**Dataset extract:**
------------------------------------------------------------------------
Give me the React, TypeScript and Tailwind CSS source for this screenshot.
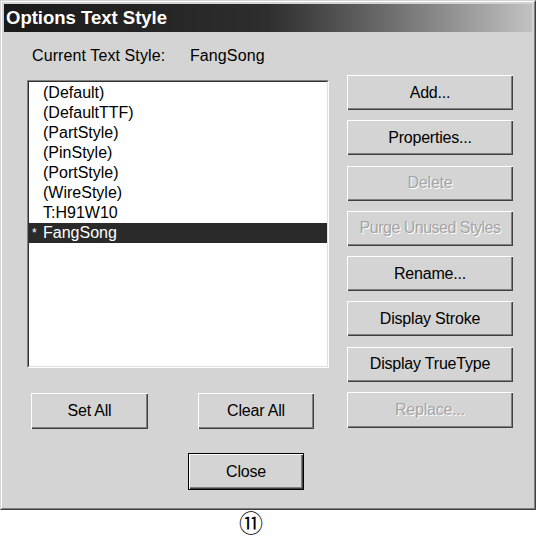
import React from "react";

const raised =
  "shadow-[inset_1px_1px_0_#ffffff,inset_-1px_-1px_0_#404040,inset_-2px_-2px_0_#808080]";

function Btn({
  label,
  disabled,
  className,
}: {
  label: string;
  disabled?: boolean;
  className?: string;
}) {
  return (
    <div
      className={`flex items-center justify-center bg-[#d4d4d4] text-[16px] leading-none tracking-[-0.2px] ${raised} ${
        disabled
          ? "text-[#a4a4a4] [text-shadow:1px_1px_0_#ffffff]"
          : "text-black"
      } ${className ?? ""}`}
    >
      {label}
    </div>
  );
}

const items = [
  "(Default)",
  "(DefaultTTF)",
  "(PartStyle)",
  "(PinStyle)",
  "(PortStyle)",
  "(WireStyle)",
  "T:H91W10",
];

export default function App() {
  return (
    <div
      className="w-[536px] h-[538px] bg-white flex flex-col"
      style={{ fontFamily: '"Liberation Sans", Arial, sans-serif' }}
    >
      {/* dialog window */}
      <div className="w-[536px] h-[510px] border border-t-[#d4d4d4] border-l-[#d4d4d4] border-r-[#404040] border-b-[#404040]">
        <div className="h-full border border-t-white border-l-white border-r-[#808080] border-b-[#808080] p-[2px] bg-[#d4d4d4] flex flex-col">
          {/* title bar */}
          <div className="h-[28px] bg-linear-to-r from-[#1a1a1a] via-[#2e2e2e] to-[#c2c2c2] flex items-center pl-[2px]">
            <span className="text-white font-bold text-[18.5px] leading-none">
              Options Text Style
            </span>
          </div>

          {/* current style label */}
          <div className="mt-[14px] h-[20px] flex items-center text-[16px] tracking-[0.1px] text-black pl-[28px]">
            <span className="w-[158px]">Current Text Style:</span>
            <span>FangSong</span>
          </div>

          {/* main area */}
          <div className="mt-[9px] flex pl-[23px]">
            {/* left column */}
            <div className="w-[302px] flex flex-col">
              <div className="mt-[5px] h-[288px] border border-t-[#808080] border-l-[#808080] border-r-white border-b-white">
                <div className="h-full border border-t-[#303030] border-l-[#303030] border-r-[#e0e0e0] border-b-[#e0e0e0] bg-white pt-[1px]">
                  {items.map((t) => (
                    <div
                      key={t}
                      className="h-[20px] flex items-center text-[16px] text-black pl-[14px]"
                    >
                      {t}
                    </div>
                  ))}
                  <div className="h-[20px] flex items-center text-[16px] bg-[#2a2a2a] text-white pl-[3px]">
                    <span className="w-[11px] text-[12px] self-start mt-[1px]">
                      *
                    </span>
                    <span>FangSong</span>
                  </div>
                </div>
              </div>
              <div className="mt-[25px] flex">
                <Btn label="Set All" className="ml-[4px] w-[117px] h-[36px]" />
                <Btn label="Clear All" className="ml-[50px] w-[116px] h-[36px]" />
              </div>
            </div>

            {/* right column */}
            <div className="ml-[18px] w-[166px] flex flex-col gap-[10.3px]">
              <Btn label="Add..." className="h-[35px]" />
              <Btn label="Properties..." className="h-[35px]" />
              <Btn label="Delete" disabled className="h-[35px]" />
              <Btn label="Purge Unused Styles" disabled className="h-[35px] tracking-[-0.5px]" />
              <Btn label="Rename..." className="h-[35px]" />
              <Btn label="Display Stroke" className="h-[35px]" />
              <Btn label="Display TrueType" className="h-[35px]" />
              <Btn label="Replace..." disabled className="h-[36px]" />
            </div>
          </div>

          {/* close */}
          <div className="mt-[24px] pl-[184px]">
            <div className="w-[116px] h-[37px] border border-black">
              <Btn label="Close" className="w-full h-full" />
            </div>
          </div>
        </div>
      </div>

      {/* figure number */}
      <div className="h-[28px] flex items-center pl-[235px]">
        <div
          className="w-[32px] h-[27px] flex items-center justify-center text-[24px] leading-[27px] text-black"
          style={{ fontFamily: '"DejaVu Sans", "Noto Sans CJK SC", sans-serif' }}
        >
          ⑪
        </div>
      </div>
    </div>
  );
}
------------------------------------------------------------------------
**What is being asked:** Where a line contains the string "React", extract that line.

**Result:**
Give me the React, TypeScript and Tailwind CSS source for this screenshot.
import React from "react";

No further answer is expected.